Tradicional epicentro de aglomerações em dias de festa, a Vila Madalena, neste ano, não terá desfile de blocos no quadrilátero entre as ruas Wisard, Girassol, Inácio Pereira da Rocha e Simão Alvares. A proibição, que inclui acesso controlado de foliões neste "miolo" do bairro, é comemorado como vitória pelos vizinhos que têm se mobilizado há quase quatro anos, desde a última Copa, quando o bairro foi tomado por multidões.

"Fui falar com o prefeito João Doria durante a campanha e ele me garantiu que não haveria mais Carnaval na Vila Madalena", diz Cássio de Freitas, presidente da associação de bairro.

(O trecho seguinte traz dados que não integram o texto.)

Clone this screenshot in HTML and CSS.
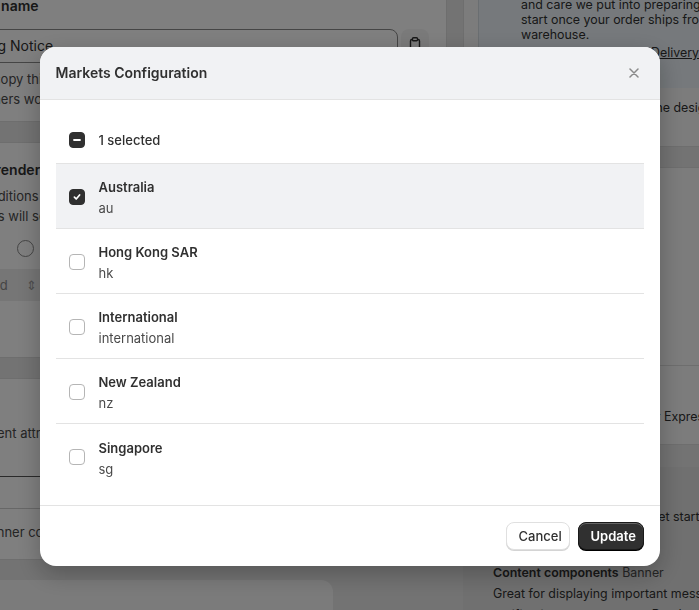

A mudança, porém, foi resultado de inquérito proposto pelos moradores há dois anos no Ministério Público justamente para investigar a venda ilegal de bebida alcoólica e consumo de drogas nas ruas do bairro.

Ao inquérito foi anexado no fim do ano passado uma representação na mesma linha feita por moradores do entorno da praça Roosevelt, na região central.

A reclamação foi embasada por fotos de contravenções flagradas na praça e uma série de boletins de ocorrência registrada pelos vizinhos. Após reuniões com o promotor de Habitação e Urbanismo César Ricardo Martins, a prefeitura acatou os pedidos e decidiu fechar a praça com tapumes nos dias que tiver desfiles de blocos na região.

A permanência de foliões e ambulantes está proibida na praça Roosevelt durante os dias de Carnaval. "É uma forma de prevalecer o descanso frente às pessoas que insistem em ficar aqui de madrugada e desafiar as leis", diz a presidente da Associação do Bairro da Consolação, Marta Reigarás.

Assim como os integrantes da associação de bairro da Vila Madalena, Marta pretende passar o feriado em casa para ficar de olho se as novas regras serão respeitadas. Caso algo saia do controle, eles já se articularam com representantes da prefeitura e da Polícia Militar para exigir providências imediatas.

Na Vila Leopoldina, na zona oeste, moradores e comerciantes da rua Carlos Weber também recorreram à promotoria para tentar impedir o desfile do bloco Leopoldina, marcado para este sábado (3), na via. "Eles avisaram que vêm 10 mil pessoas. No ano passado, foi quase a metade disso e tivemos muitos problemas. O desejo dos moradores é que não saia", diz Umberto Sarti, da Associação Vila Leopoldina. O pedido não foi acatado.

O movimento articulado entre os moradores fez a prefeitura passar o comando dos desfiles de blocos para a secretaria das Prefeituras Regionais, –antes a organização ficava sob responsabilidade da pasta da Cultura.

A gestão diz que a descentralização possibilitou maior diálogo entre moradores e organizadores de blocos, além de organizar melhor a festa que fica maior a cada ano.

As representações motivaram a promotoria a estudar a possível criação de uma futura lei do Carnaval, que deve regulamentar normas como limite de decibéis emitidos pelos trios elétricos, entre outras medidas.